Zentralbl Gynakol 2004; 126 - 8_079
DOI: 10.1055/s-2004-828860

Kann Qualitätssicherung Qualität sichern? – Die Perinatalerhebung als Steuerungsinstrument klinischer Abläufe am Beispiel höhergradiger Dammrisse

F Woernle 1, W Stein 1, S Schmidt 1
  • 1Klinik für Geburtshilfe und Perinatalmedizin der Philipps-Universität Marburg

Fragestellung: Erklärtes Ziel der externen bundesweiten Qualitätssicherung ist die Steuerung der Qualitätsentwicklung über einen „strukturierten Dialog“. Kann dieser Dialog über die gezielte Rückkopplung statistisch auffälliger Ergebnisse die Entwicklung von geburtshilflichen Qualitätsindikatoren positiv beeinflussen?

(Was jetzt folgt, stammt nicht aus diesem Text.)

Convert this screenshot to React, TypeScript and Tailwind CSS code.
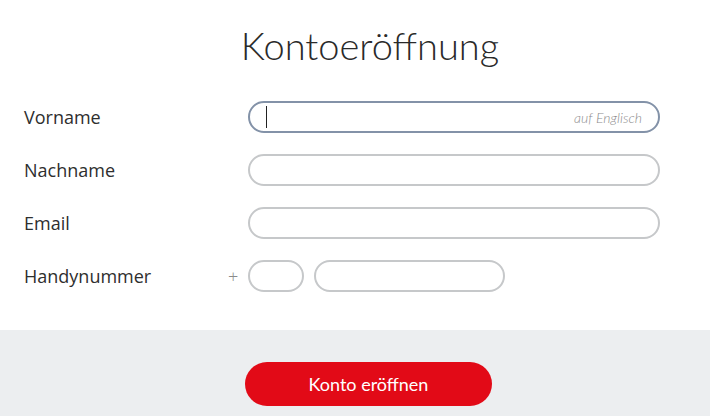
export default function App() {
  const rows = ["Vorname", "Nachname", "Email"];
  return (
    <div className="w-[710px] h-[416px] bg-white flex flex-col" style={{ fontFamily: "Lato, 'Open Sans', sans-serif" }}>
      <div className="h-[330px] flex flex-col">
        <h1 className="text-center text-[38px] font-light text-[#2a2a2a] leading-none pt-[26px] pl-[30px]">Kontoeröffnung</h1>
        <div className="flex flex-col gap-[21px] pt-[37px]">
          {rows.map((label, i) => (
            <div key={label} className="flex items-center h-8">
              <span className="w-[248px] pl-6 text-[18px] text-[#2e2e2e] font-['Open_Sans']">{label}</span>
              <div
                className={
                  i === 0
                    ? "w-[412px] h-8 rounded-full border-2 border-[#8392a8] flex items-center justify-between pl-4 pr-4"
                    : "w-[412px] h-8 rounded-full border-2 border-[#c6c8ca]"
                }
              >
                {i === 0 && (
                  <>
                    <span className="w-px h-[22px] bg-[#222]" />
                    <span className="text-[14px] font-light italic text-[#8d8d8d]">auf Englisch</span>
                  </>
                )}
              </div>
            </div>
          ))}
          <div className="flex items-center h-8">
            <span className="w-[228px] pl-6 text-[18px] text-[#2e2e2e] font-['Open_Sans']">Handynummer</span>
            <span className="w-5 text-[18px] text-[#8a8a8a] font-['Open_Sans'] font-light">+</span>
            <div className="w-14 h-8 rounded-full border-2 border-[#c6c8ca]" />
            <div className="ml-[10px] w-[191px] h-8 rounded-full border-2 border-[#c6c8ca]" />
          </div>
        </div>
      </div>
      <div className="flex-1 bg-[#eceef0] flex justify-center pt-8">
        <button className="ml-[27px] w-[247px] h-11 rounded-full bg-[#e20a17] text-white text-[18px]">Konto eröffnen</button>
      </div>
    </div>
  );
}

Methode: Der Qualitätsindikator „Dammriss III./IV. Grades“ des eigenen Patientengutes der Jahre 2001 und 2002 wurde hinsichtlich Durchführung und Schnittführung einer Episiotomie (keine, median, mediolateral) sowie Entbindungsmodus (spontan, vaginal-operativ) detailliert evaluiert und mit den bundesweiten Daten verglichen. Anhand der Ergebnisse des Jahres 2001 wurde eine interne Mitarbeiterfortbildung durchgeführt. Anschließend wurden die Ergebnisse beider Jahre miteinander verglichen.

Ergebnisse: Der Anteil höhergradiger Dammrisse (III und IV) an allen vaginalen Entbindungen unseres Patientenkollektives betrug im Jahre 2001 3,8% (BRD 1,9%). Bezogen auf alle Entbindungen mit Anlage einer Episiotomie betrug diese Rate im Jahr 2001 6,9% (BRD 3,4%). Die genaue Evaluation dieser Zahlen ergab, dass höhergradige Dammrisse vor allem in Zusammenhang mit der Anlage einer medianen Episiotomie im Rahmen einer vaginal-operativen Entbindung aufgetreten waren. Der Anteil medianer Episiotomien lag in unserem Kollektiv bei 36,9% (BRD 12,0%), die mediolaterale Schnittführung bei 13,6% (BRD 29,2%); vaginal-operative Entbindungen wurden bei 10,0% (BRD 6,2%) der reifen Einlinge in Schädellage durchgeführt.

Nach interner Fortbildung und Diskussion dieser Ergebnisse sank im Jahr 2002 der Anteil höhergradiger Dammrisse auf 2,2% (BRD 1,8%), bzw. bezogen auf Entbindungen mit Anlage einer Episiotomie auf 4,1% (BRD 3,3%).

Schlussfolgerung: Die gezielte Rückkopplung auffälliger Ergebnisse der Perinatalerhebung und die genaue Evaluation kliniksinterner Gepflogenheiten kann die Qualitätsentwicklung einer geburtshilflichen Klinik positiv beeinflussen. Zudem kann die Rückmeldung positiver Ergebnisse und Entwicklungen das geburtshilfliche Team in seiner Tätigkeit bestärken und motivieren. Beim Vergleich unserer mit den bundesdeutschen Daten muss die Frage der Reliabilität der Vergleichsdaten mit bedacht werden.